I was able to dodge three or four and began to become more than a little vexed at his behavior. I warned him that were he to hurt me, the consequences would be dire. I think the exact wording was something along the lines of “I’m going to kick your ass if you hit me!” Remember, I was carrying my bow.
He merely laughed, stooped over, picked up a few more stones and hurled two at once. Never being known for an inordinate amount of speed or grace, I was only able to dodge one of the projectiles and was struck on the point of my left ankle with the other. My immediate response was, shall we say, red.
Through the tears in my eyes I vaguely remember cursing loudly that I was going to kill the !@#$. My tormentor disappeared into the surrounding woods still laughing. I nocked an arrow, went to the top of the berm around the cow pond and waited for the instigator to pop up to see what was happening. Within minutes, he indeed came up directly across the pond from me at about thirty yards. Without thinking, I snap shot at the so-and-so.
As soon as I had loosed the arrow, I thought to myself “Oh my God!”
I saw my aim was true (one of the best shots in my life, I might add) and the shaft was hurtling to its target as if guided by radar.

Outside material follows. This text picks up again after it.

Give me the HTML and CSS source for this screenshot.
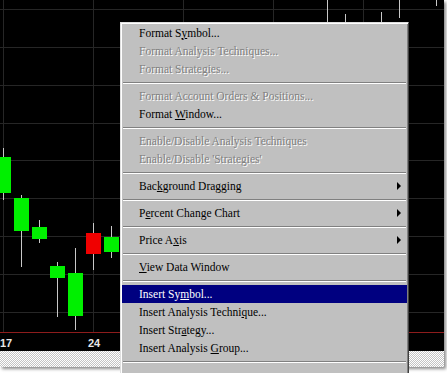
FILE: index.html
```html
<!DOCTYPE html>
<html>
<head>
<meta charset="utf-8">
<link rel="stylesheet" href="styles.css">
</head>
<body>
<div class="screen">
  <svg class="chart" width="444" height="351" viewBox="0 0 444 351">
    <rect x="0" y="0" width="444" height="351" fill="#000"/>
    <g stroke="#262626" stroke-width="1">
      <line x1="0" y1="9.5" x2="444" y2="9.5"/>
      <line x1="0" y1="47.5" x2="444" y2="47.5"/>
      <line x1="0" y1="85.5" x2="444" y2="85.5"/>
      <line x1="0" y1="123.5" x2="444" y2="123.5"/>
      <line x1="0" y1="160.5" x2="444" y2="160.5"/>
      <line x1="0" y1="198.5" x2="444" y2="198.5"/>
      <line x1="0" y1="236.5" x2="444" y2="236.5"/>
      <line x1="0" y1="274.5" x2="444" y2="274.5"/>
      <line x1="0" y1="312.5" x2="444" y2="312.5"/>
      <line x1="3.5" y1="0" x2="3.5" y2="332"/>
      <line x1="93.5" y1="0" x2="93.5" y2="332"/>
      <line x1="183.5" y1="0" x2="183.5" y2="332"/>
      <line x1="273.5" y1="0" x2="273.5" y2="332"/>
      <line x1="363.5" y1="0" x2="363.5" y2="332"/>
    </g>
    <line x1="0" y1="332.5" x2="444" y2="332.5" stroke="#8e1c1c" stroke-width="1"/>
    <g stroke="#c8c8c8" stroke-width="1">
      <line x1="3.5" y1="148" x2="3.5" y2="200"/>
      <line x1="21.5" y1="195" x2="21.5" y2="267"/>
      <line x1="39.5" y1="220" x2="39.5" y2="243"/>
      <line x1="57.5" y1="262" x2="57.5" y2="317"/>
      <line x1="75.5" y1="248" x2="75.5" y2="330"/>
      <line x1="93.5" y1="223" x2="93.5" y2="270"/>
      <line x1="111.5" y1="226" x2="111.5" y2="258"/>
      <line x1="327.5" y1="0" x2="327.5" y2="22"/>
      <line x1="345.5" y1="14" x2="345.5" y2="22"/>
      <line x1="381.5" y1="12" x2="381.5" y2="22"/>
      <line x1="399.5" y1="0" x2="399.5" y2="18"/>
      <line x1="436.5" y1="0" x2="436.5" y2="6"/>
    </g>
    <g fill="#00f000">
      <rect x="-4" y="157" width="15" height="36"/>
      <rect x="14" y="198" width="15" height="33"/>
      <rect x="32" y="227" width="15" height="12"/>
      <rect x="50" y="266" width="15" height="12"/>
      <rect x="68" y="273" width="15" height="43"/>
      <rect x="104" y="237" width="15" height="15"/>
    </g>
    <rect x="86" y="233" width="15" height="21" fill="#f00000"/>
    <g class="axis-label">
      <text x="0" y="347">17</text>
      <text x="88" y="347">24</text>
    </g>
  </svg>
  <div class="hatch"></div>
</div>

<div class="menu">
  <div class="item"><span>Format S<u>y</u>mbol...</span></div>
  <div class="item disabled"><span>Format Analysis Techniques...</span></div>
  <div class="item disabled"><span>Format Strategies...</span></div>
  <div class="sep"></div>
  <div class="item disabled"><span>Format Account Orders &amp; Positions...</span></div>
  <div class="item"><span>Format <u>W</u>indow...</span></div>
  <div class="sep"></div>
  <div class="item disabled"><span>Enable/Disable Analysis Techniques</span></div>
  <div class="item disabled"><span>Enable/Disable 'Strategies'</span></div>
  <div class="sep"></div>
  <div class="item sub"><span>Bac<u>k</u>ground Dragging</span><span class="arrow"></span></div>
  <div class="sep"></div>
  <div class="item sub"><span>P<u>e</u>rcent Change Chart</span><span class="arrow"></span></div>
  <div class="sep"></div>
  <div class="item sub"><span>Price A<u>x</u>is</span><span class="arrow"></span></div>
  <div class="sep"></div>
  <div class="item"><span><u>V</u>iew Data Window</span></div>
  <div class="sep"></div>
  <div class="item active"><span>Insert Sy<u>m</u>bol...</span></div>
  <div class="item"><span>Insert Analysis Techni<u>q</u>ue...</span></div>
  <div class="item"><span>Insert Str<u>a</u>tegy...</span></div>
  <div class="item"><span>Insert Analysis <u>G</u>roup...</span></div>
  <div class="sep"></div>
</div>
</body>
</html>
```
FILE: styles.css
```css
html, body {
  margin: 0;
  padding: 0;
  background: #ffffff;
  overflow: hidden;
}

body {
  width: 447px;
  height: 373px;
  position: relative;
}

.screen {
  width: 444px;
  height: 367px;
  display: flex;
  flex-direction: column;
  box-shadow: 2px 2px 3px rgba(0, 0, 0, 0.45);
}

.chart {
  display: block;
  flex: none;
}

.axis-label text {
  font-family: "Liberation Sans", Arial, sans-serif;
  font-size: 11px;
  font-weight: bold;
  fill: #e8e8e8;
}

.hatch {
  flex: 1;
  background: repeating-conic-gradient(#ffffff 0 25%, #c4c4c4 0 50%);
  background-size: 2px 2px;
}

.menu {
  position: absolute;
  left: 120px;
  top: 22px;
  bottom: 0;
  width: 289px;
  box-sizing: border-box;
  overflow: hidden;
  background: #c0c0c0;
  border: 1px solid;
  border-bottom: 0;
  border-color: #dfdfdf #404040 #404040 #dfdfdf;
  padding: 1px 1px 0;
  box-shadow: inset 1px 1px 0 #ffffff, inset -1px 0 0 #808080;
  font-family: "Liberation Serif", "Times New Roman", serif;
  font-size: 11.5px;
  color: #000;
}

.item {
  height: 18px;
  line-height: 19px;
  padding-left: 17px;
  padding-right: 6px;
  white-space: nowrap;
  display: flex;
  align-items: center;
  justify-content: space-between;
}

.item u {
  text-decoration: underline;
  text-underline-offset: 1px;
}

.item.disabled {
  color: #808080;
  text-shadow: 1px 1px 0 #ffffff;
}

.item.active {
  background: #000080;
  color: #ffffff;
}

.arrow {
  width: 0;
  height: 0;
  border-top: 4px solid transparent;
  border-bottom: 4px solid transparent;
  border-left: 4px solid #000;
}

.sep {
  height: 0;
  margin: 4px 1px 3px;
  border-top: 1px solid #808080;
  border-bottom: 1px solid #ffffff;
}
```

My quarry’s eyes grew to the size of saucers as he saw the incoming was headed straight for his chest. He opened his mouth to speak and stepped backward, pitching off of the berm and onto his back. The arrow whizzed right through where he had been standing only a second before.
I then heard a timid voice coming from a now well protected position behind the dirt saying “Man, you tried to kill me!” and then “Don’t shoot…OK?” By this time I was sitting on the ground, thanking God, shaking at the thought of what might have been and how fortunate we both were. From that day on, my assailant never picked on me again.
That was my first experience with a target “ducking the string”.
I am so grateful he did.
I like to think I have gotten much better control of my temper since then.
I guess this is what is meant by “Adult Supervision Required”.